Background on the
annual V‑Day Spotlight
Each year V‑Day creates a Spotlight around
a particular group of women who are experiencing violence with the goal of
raising awareness and funds to put a worldwide media spotlight on this area and
to raise funds to aide groups who are addressing it.
V- Day Spotlight 2005: Women Of Iraq, Under Siege
Since the US occupation and regime change in Iraq, women have lost more freedom than they've gained.
Incidents of rape and abduction by organized gangs has increased fear of sexual violence in Baghdad, deterring women from returning to work or seeking employment and families from permitting their daughters to go to school. Victims refrain from contacting the police or hospitals, for fear of being killed for bringing shame on family honor. Armed conservative religious groups are pressuring schools and workplaces to require women and girls to wear the veil under threat of acid attack or abduction. Girl's enrollment and attendance is on a steep dive across the country.

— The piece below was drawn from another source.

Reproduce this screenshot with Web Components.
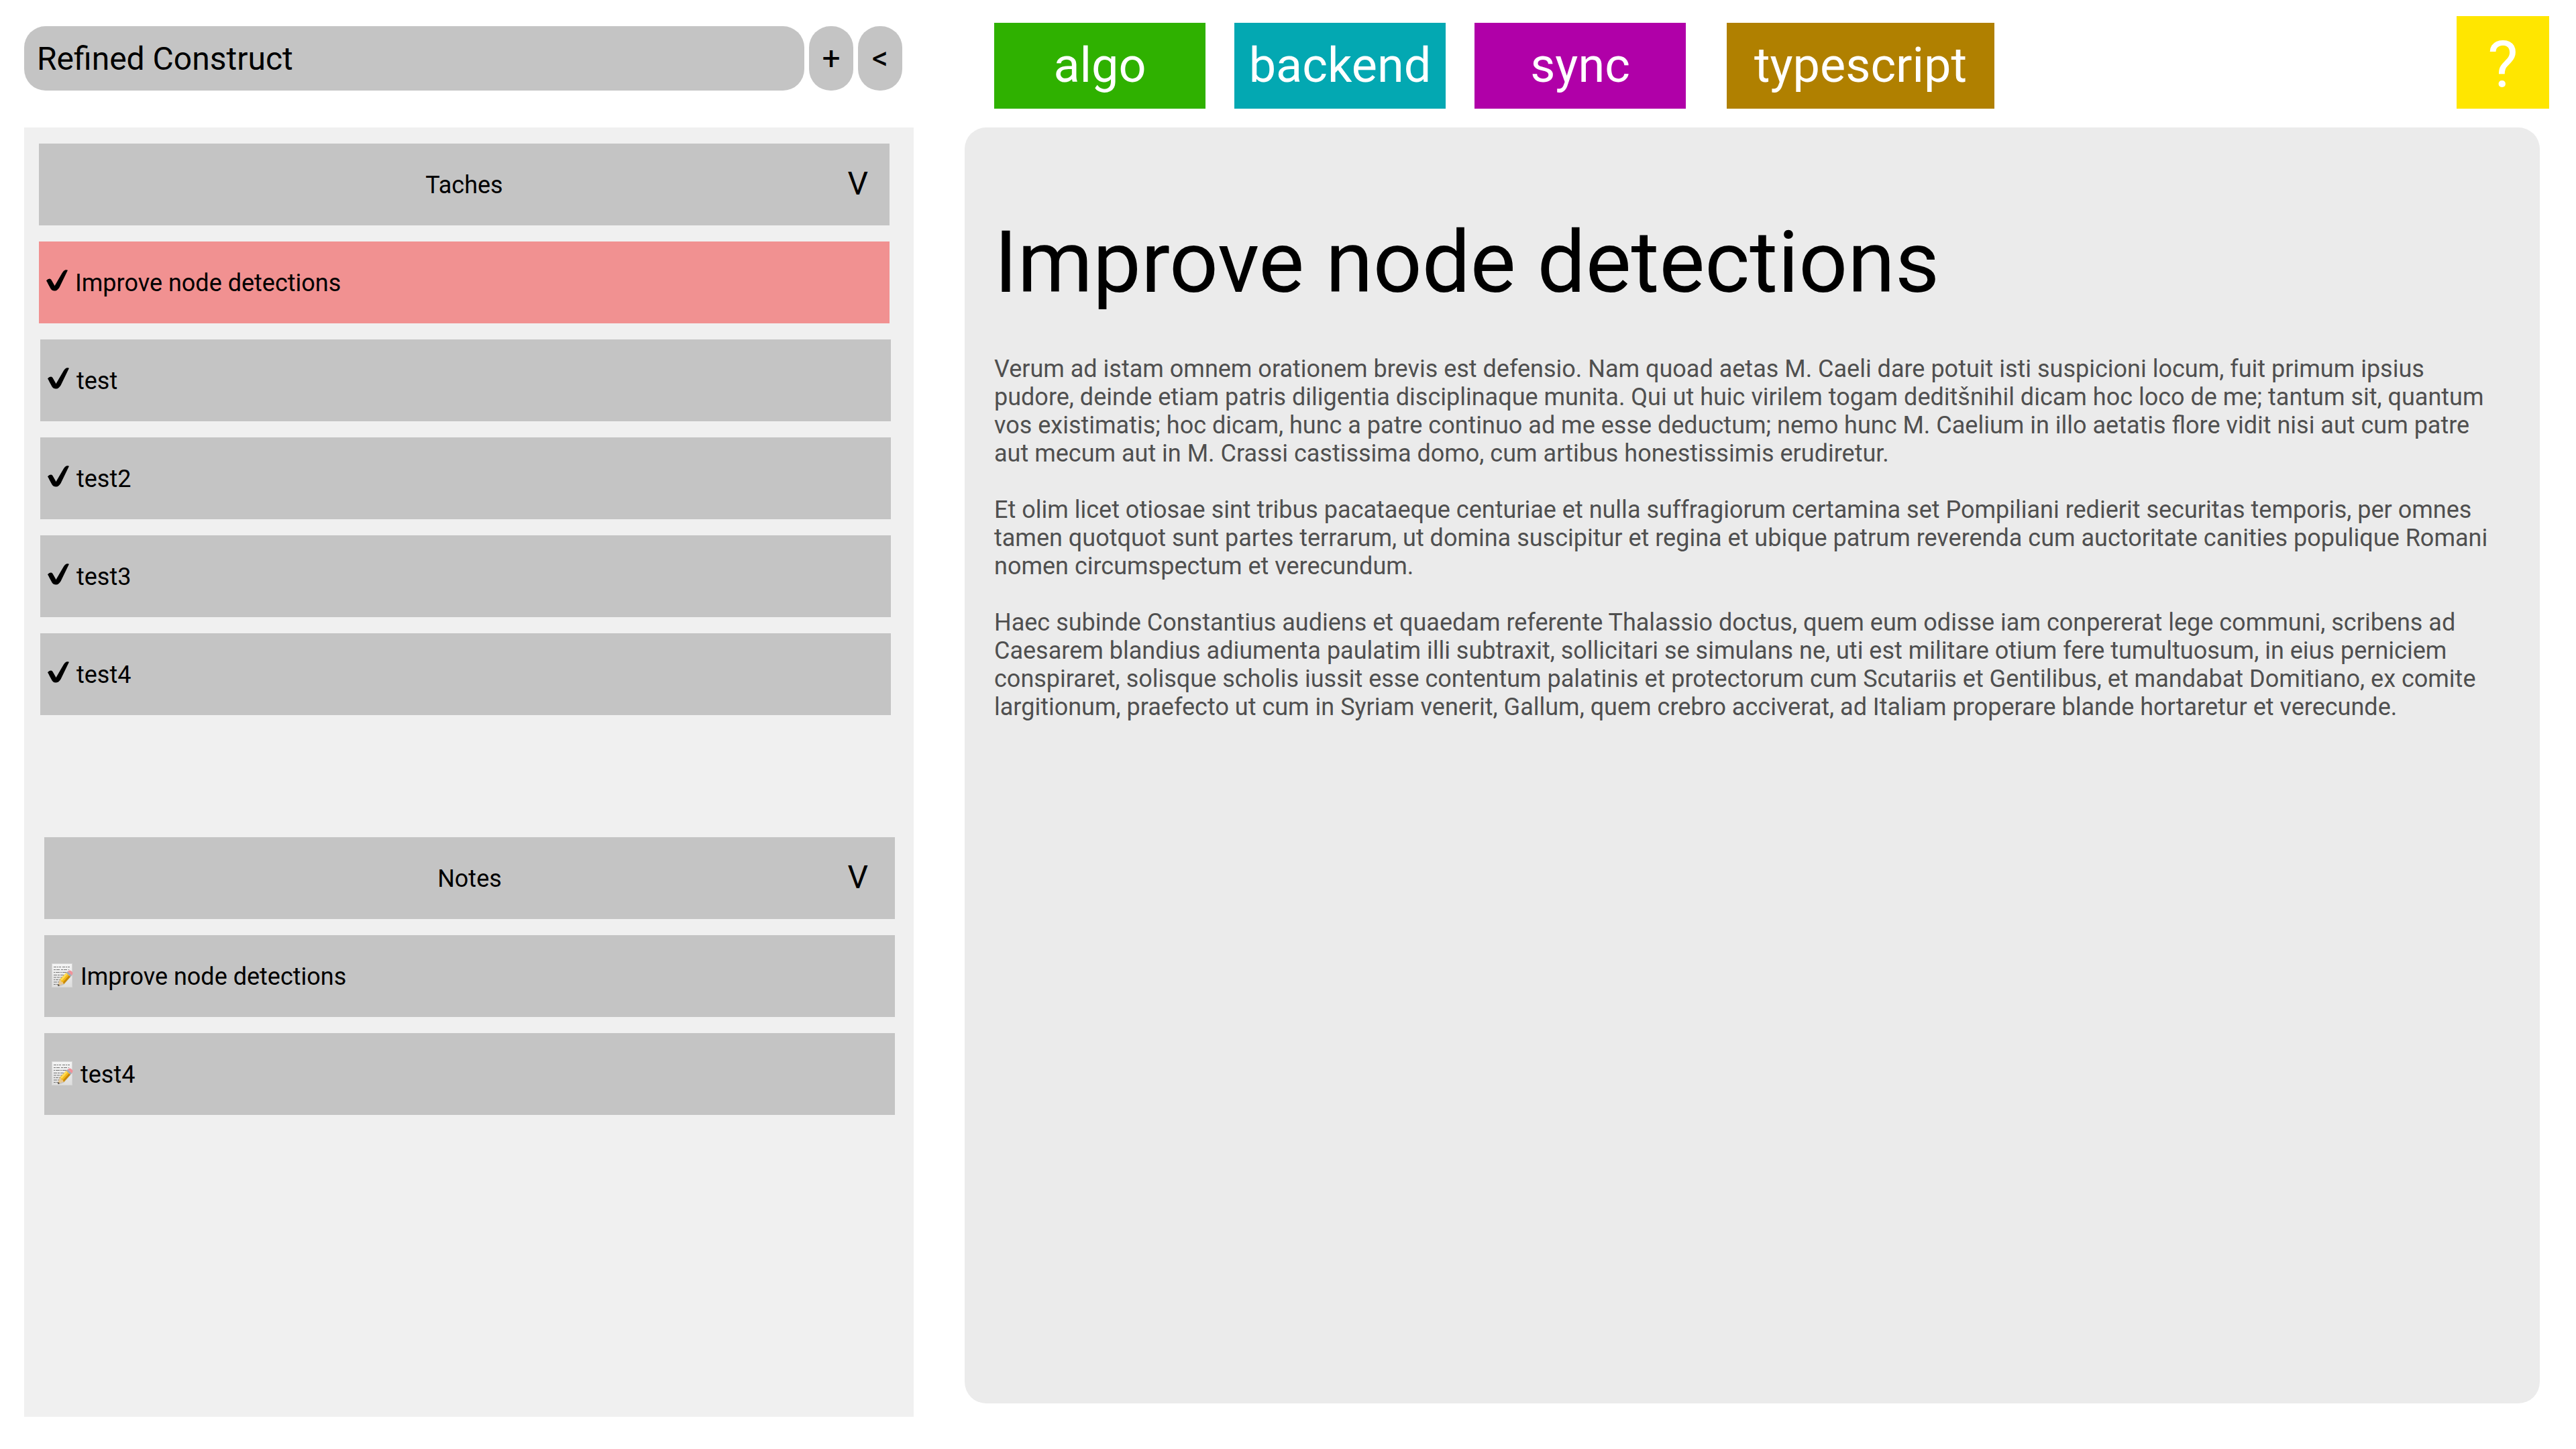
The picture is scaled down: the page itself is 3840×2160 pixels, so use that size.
<!DOCTYPE html>
<html lang="fr">
<head>
<meta charset="utf-8">
<meta name="viewport" content="width=device-width, initial-scale=1">
<title>Refined Construct</title>
<style>
  body { margin: 0; background: #fff; color: #000; font-family: Roboto, "Liberation Sans", sans-serif; font-size: 36px; line-height: 42px; }
</style>
</head>
<body>
<app-shell>
  <project-bar slot="project" name="Refined Construct"></project-bar>
  <nav-group slot="nav" label="Taches">
    <nav-item icon="check" current>Improve node detections</nav-item>
    <nav-item icon="check">test</nav-item>
    <nav-item icon="check">test2</nav-item>
    <nav-item icon="check">test3</nav-item>
    <nav-item icon="check">test4</nav-item>
  </nav-group>
  <nav-group slot="nav" label="Notes" inset>
    <nav-item icon="memo">Improve node detections</nav-item>
    <nav-item icon="memo">test4</nav-item>
  </nav-group>
  <tag-chip slot="tags" style="--tag: #2fb100">algo</tag-chip>
  <tag-chip slot="tags" style="--tag: #03a8b2">backend</tag-chip>
  <tag-chip slot="tags" style="--tag: #b000a8">sync</tag-chip>
  <tag-chip slot="tags" wide style="--tag: #b08000">typescript</tag-chip>
  <help-button slot="help"></help-button>
  <doc-panel slot="doc" heading="Improve node detections">
    <p>Verum ad istam omnem orationem brevis est defensio. Nam quoad aetas M. Caeli dare potuit isti suspicioni locum, fuit primum ipsius pudore, deinde etiam patris diligentia disciplinaque munita. Qui ut huic virilem togam deditšnihil dicam hoc loco de me; tantum sit, quantum vos existimatis; hoc dicam, hunc a patre continuo ad me esse deductum; nemo hunc M. Caelium in illo aetatis flore vidit nisi aut cum patre aut mecum aut in M. Crassi castissima domo, cum artibus honestissimis erudiretur.</p>
    <p>Et olim licet otiosae sint tribus pacataeque centuriae et nulla suffragiorum certamina set Pompiliani redierit securitas temporis, per omnes tamen quotquot sunt partes terrarum, ut domina suscipitur et regina et ubique patrum reverenda cum auctoritate canities populique Romani nomen circumspectum et verecundum.</p>
    <p>Haec subinde Constantius audiens et quaedam referente Thalassio doctus, quem eum odisse iam conpererat lege communi, scribens ad Caesarem blandius adiumenta paulatim illi subtraxit, sollicitari se simulans ne, uti est militare otium fere tumultuosum, in eius perniciem conspiraret, solisque scholis iussit esse contentum palatinis et protectorum cum Scutariis et Gentilibus, et mandabat Domitiano, ex comite largitionum, praefecto ut cum in Syriam venerit, Gallum, quem crebro acciverat, ad Italiam properare blande hortaretur et verecunde.</p>
  </doc-panel>
</app-shell>
<script>
const define = (name, html, setup) => {
  const template = document.createElement('template');
  template.innerHTML = html;
  customElements.define(name, class extends HTMLElement {
    connectedCallback() {
      if (this.shadowRoot) return;
      this.attachShadow({ mode: 'open' }).append(template.content.cloneNode(true));
      if (setup) setup(this, this.shadowRoot);
    }
  });
};

define('app-shell', `
<style>
  :host { display: grid; grid-template-columns: 1326fr 2362fr; column-gap: 76px; box-sizing: border-box; min-height: 100vh; padding: 0 40px 48px 36px; }
  aside, main { display: flex; flex-direction: column; min-width: 0; }
  header { display: flex; height: 190px; box-sizing: border-box; }
  aside header { padding: 39px 17px 55px 0; }
  main header { padding: 24px 0 28px 44px; justify-content: space-between; align-items: flex-end; }
  .tags { display: flex; gap: 43px; }
  nav { flex: 1; background: #f0f0f0; padding: 24px 0; display: flex; flex-direction: column; gap: 182px; }
  section { flex: 1; display: flex; margin: 0 14px 20px 0; }
</style>
<aside>
  <header><slot name="project"></slot></header>
  <nav><slot name="nav"></slot></nav>
</aside>
<main>
  <header><div class="tags"><slot name="tags"></slot></div><slot name="help"></slot></header>
  <section><slot name="doc"></slot></section>
</main>`);

define('project-bar', `
<style>
  :host { display: flex; gap: 7px; flex: 1; }
  input, button { font: inherit; font-size: 48px; color: #000; background: #c4c4c4; border: 0; border-radius: 32px; height: 96px; box-sizing: border-box; }
  input { flex: 1; min-width: 0; padding: 0 19px; }
  button { width: 66px; padding: 0; cursor: pointer; }
</style>
<input type="text" aria-label="Projet">
<button type="button" aria-label="Ajouter">+</button>
<button type="button" aria-label="Replier">&lt;</button>`, (host, root) => {
  root.querySelector('input').value = host.getAttribute('name');
});

define('nav-group', `
<style>
  :host { display: flex; flex-direction: column; gap: 24px; margin: 0 36px 0 22px; }
  :host([inset]) { margin: 0 28px 0 30px; --chevron-end: 40px; }
  button { font: inherit; color: #000; background: #c4c4c4; border: 0; height: 122px; padding: 2px var(--chevron-end, 32px) 0; display: grid; grid-template-columns: 1fr auto 1fr; align-items: center; cursor: pointer; }
  .mark { grid-column: 3; justify-self: end; font-size: 48px; margin-bottom: 4px; }
  .label { grid-column: 2; }
</style>
<button type="button" aria-expanded="true"><span class="label"></span><span class="mark">V</span></button>
<slot></slot>`, (host, root) => {
  root.querySelector('.label').textContent = host.getAttribute('label');
});

const icons = {
  check: `<svg viewBox="0 0 97 108" width="32" height="36" aria-hidden="true"><path d="M0 49Q8 39 18 41Q22 42 26 51L38 72L72 14Q78 3 85 1Q91-1 97 2L60 78Q51 94 39 95Q26 96 20 86L8 64Q5 57 0 49Z"/></svg>`,
  memo: `<svg viewBox="0 0 32 36" width="32" height="36" aria-hidden="true">
    <defs><linearGradient id="paper" x2="0" y2="1"><stop stop-color="#f4f4f4"/><stop offset="1" stop-color="#dedede"/></linearGradient></defs>
    <rect x="0" y="0" width="31" height="36" fill="#d5d5d5"/><rect x="1" y="1" width="29" height="34" fill="url(#paper)"/>
    <g fill="none" stroke="#777" stroke-width="1"><path stroke-dasharray="4 1 2 1 3 2" d="M3 5.500H27"/><path stroke-dasharray="3 1 5 2" d="M3 9.500H26"/><path stroke-dasharray="2 1 6 1" d="M3 13.500H25"/><path stroke-dasharray="5 1 3 1" d="M3 17.500H20"/><path stroke-dasharray="4 1" d="M3 21H17"/><path stroke-dasharray="2 1 4 1" d="M3 24.500H15"/><path stroke-dasharray="5 1" d="M3 28H12"/><path stroke-dasharray="3 1" d="M3 31.500H10"/></g>
    <path d="M11 26L24 12L31 17L18 32L10 35Z" fill="#8c8c8c" opacity=".35"/>
    <path d="M12 24L9 34L19 30Z" fill="#e8c893"/><path d="M10 31L9 34L12 33Z" fill="#333"/>
    <path d="M12 24L22 14L28 20L18 31Q17 27 15 28Q14 25 12 24Z" fill="#f4b91b"/><path d="M13 24L22 14L24 16L15 26Z" fill="#ffdc55"/><path d="M26 18L28 20L18 31L17 28Z" fill="#c88808"/>
    <path d="M22 14L24 12L30 18L28 20Z" fill="#a3a9b5"/><path d="M24 12Q27 9 30 12Q33 14 30 18Z" fill="#f0929a"/>
  </svg>`
};

define('nav-item', `
<style>
  :host { display: block; margin: 0 -2px 0 2px; }
  :host([current]), :host([icon=memo]) { margin: 0; }
  a { display: flex; align-items: center; height: 122px; box-sizing: border-box; padding: 2px 11px 0; gap: 11px; background: #c4c4c4; color: #000; text-decoration: none; }
  :host([current]) a { background: #f19191; }
  svg { display: block; margin-bottom: 4px; }
</style>
<a href="#"><span class="icon"></span><span><slot></slot></span></a>`, (host, root) => {
  root.querySelector('.icon').innerHTML = icons[host.getAttribute('icon')];
  if (host.hasAttribute('current')) root.querySelector('a').setAttribute('aria-current', 'page');
});

define('tag-chip', `
<style>
  :host { display: block; }
  :host([wide]) { margin-left: 18px; --pad: 41px; }
  a { display: flex; align-items: center; justify-content: center; height: 128px; min-width: 315px; box-sizing: border-box; padding: 0 var(--pad, 20px); background: var(--tag); color: #fff; font-size: 72px; line-height: 84px; text-decoration: none; }
</style>
<a href="#"><slot></slot></a>`);

define('help-button', `
<style>
  :host { display: block; }
  button { display: block; font: inherit; font-size: 96px; line-height: 112px; width: 138px; height: 138px; padding: 6px 0 0; border: 0; background: #ffe600; color: #fff; cursor: pointer; }
</style>
<button type="button" aria-label="Aide">?</button>`);

define('doc-panel', `
<style>
  :host { display: block; flex: 1; background: #ebebeb; border-radius: 32px; padding: 126px 66px 64px 44px; }
  h1 { margin: 0 0 63px; font-size: 128px; font-weight: 400; line-height: 150px; }
  article { display: flex; flex-direction: column; gap: 42px; color: #4f4f4f; }
  ::slotted(p) { margin: 0; }
</style>
<h1></h1>
<article><slot></slot></article>`, (host, root) => {
  root.querySelector('h1').textContent = host.getAttribute('heading');
});
</script>
</body>
</html>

Of the only four women members of Iraq's former Governing Council and interim Cabinet, two faced assassination attempts - Aquila al Hashimi was killed, while Nasreen Mustafa al-Burwari survived though her three bodyguards died. Women detainees at Abu Ghraib Prison reported repeated rapes by US soldiers. At least three women from Al Anbar, a Sunni Muslim region, were killed by their families after coming out of Abu Ghraib pregnant. Upon helping the fight against the introduction of Sharia law to replace existing secular family law that protects women's rights, a Kurdish leader of a women's organization in Arbil was attacked by her own brothers. Heeding conservative religious protests, US military indefinitely postponed the swearing-in of the first woman in Najaf to be appointed a judge. Lack of jobs and security for women in general has forced some to resort to prostitution, at grave risk of an honor killing.
Even under these conditions there are a few beacons of change and hope. Several Iraqi women's organizations are braving the hostile climate and death threats to demand women’s representation in public bodies and are working to protect women's lives in private, helping shield them from honor killings.
With your help, we anticipate that our 2005 Spotlight: Women of Iraq, Under Siege will help effect real change in the violent conditions for women and girls in that city.